__Goal__. In the data below, find every line with the string "components" and pull it out.

===============

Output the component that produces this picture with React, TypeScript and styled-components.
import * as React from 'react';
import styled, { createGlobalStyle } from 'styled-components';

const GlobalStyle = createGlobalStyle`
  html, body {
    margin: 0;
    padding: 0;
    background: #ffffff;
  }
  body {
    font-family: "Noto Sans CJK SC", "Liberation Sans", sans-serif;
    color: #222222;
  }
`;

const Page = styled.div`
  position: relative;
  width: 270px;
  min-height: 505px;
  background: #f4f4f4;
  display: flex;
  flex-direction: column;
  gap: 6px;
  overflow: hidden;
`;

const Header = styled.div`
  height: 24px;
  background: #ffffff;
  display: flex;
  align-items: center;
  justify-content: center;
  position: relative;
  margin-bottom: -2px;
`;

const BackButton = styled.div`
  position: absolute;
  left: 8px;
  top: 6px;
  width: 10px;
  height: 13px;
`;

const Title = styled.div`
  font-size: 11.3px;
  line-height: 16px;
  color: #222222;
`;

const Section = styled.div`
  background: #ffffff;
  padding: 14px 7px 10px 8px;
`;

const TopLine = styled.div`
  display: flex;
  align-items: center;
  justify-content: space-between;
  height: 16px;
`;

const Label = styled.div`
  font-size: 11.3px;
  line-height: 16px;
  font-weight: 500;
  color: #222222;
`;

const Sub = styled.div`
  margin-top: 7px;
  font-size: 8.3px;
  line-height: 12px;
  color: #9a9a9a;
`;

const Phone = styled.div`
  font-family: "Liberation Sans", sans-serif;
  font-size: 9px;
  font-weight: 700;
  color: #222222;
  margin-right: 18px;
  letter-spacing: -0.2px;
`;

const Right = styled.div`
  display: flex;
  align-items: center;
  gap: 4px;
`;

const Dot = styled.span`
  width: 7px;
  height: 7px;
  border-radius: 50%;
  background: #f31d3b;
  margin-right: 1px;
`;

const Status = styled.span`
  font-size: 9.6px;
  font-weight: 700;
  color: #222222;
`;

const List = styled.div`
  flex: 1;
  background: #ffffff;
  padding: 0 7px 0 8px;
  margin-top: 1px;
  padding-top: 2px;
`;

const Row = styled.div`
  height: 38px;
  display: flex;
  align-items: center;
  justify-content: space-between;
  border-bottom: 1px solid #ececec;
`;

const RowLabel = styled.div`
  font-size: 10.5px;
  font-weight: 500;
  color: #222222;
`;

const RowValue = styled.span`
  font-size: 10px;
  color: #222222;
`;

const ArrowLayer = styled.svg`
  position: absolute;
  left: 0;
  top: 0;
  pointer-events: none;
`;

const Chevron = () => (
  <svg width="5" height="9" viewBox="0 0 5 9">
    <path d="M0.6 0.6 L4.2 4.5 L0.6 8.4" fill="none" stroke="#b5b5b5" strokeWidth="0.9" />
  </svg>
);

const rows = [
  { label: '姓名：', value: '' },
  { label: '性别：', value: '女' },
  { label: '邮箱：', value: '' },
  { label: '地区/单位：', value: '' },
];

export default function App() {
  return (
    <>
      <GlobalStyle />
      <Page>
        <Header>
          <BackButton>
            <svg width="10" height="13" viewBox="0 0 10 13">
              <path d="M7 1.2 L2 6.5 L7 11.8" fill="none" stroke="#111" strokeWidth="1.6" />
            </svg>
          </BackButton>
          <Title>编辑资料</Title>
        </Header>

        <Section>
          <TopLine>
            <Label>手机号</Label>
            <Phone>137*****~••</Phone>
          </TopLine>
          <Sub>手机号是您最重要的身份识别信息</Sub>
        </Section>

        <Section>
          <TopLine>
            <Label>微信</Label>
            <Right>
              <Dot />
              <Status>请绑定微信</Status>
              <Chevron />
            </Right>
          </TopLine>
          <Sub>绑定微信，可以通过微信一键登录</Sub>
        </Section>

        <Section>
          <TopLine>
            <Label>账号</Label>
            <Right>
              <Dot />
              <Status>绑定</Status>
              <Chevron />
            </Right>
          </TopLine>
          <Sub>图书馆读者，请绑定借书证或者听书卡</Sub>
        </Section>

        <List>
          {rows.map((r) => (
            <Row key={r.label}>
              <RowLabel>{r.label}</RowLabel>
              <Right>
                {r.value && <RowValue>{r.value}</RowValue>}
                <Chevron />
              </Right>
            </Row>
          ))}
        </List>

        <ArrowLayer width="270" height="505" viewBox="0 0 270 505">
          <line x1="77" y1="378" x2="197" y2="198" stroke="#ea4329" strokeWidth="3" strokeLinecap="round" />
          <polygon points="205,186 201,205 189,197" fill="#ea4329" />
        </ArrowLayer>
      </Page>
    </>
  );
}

===============

__Correct answer__.
Output the component that produces this picture with React, TypeScript and styled-components.
import styled, { createGlobalStyle } from 'styled-components';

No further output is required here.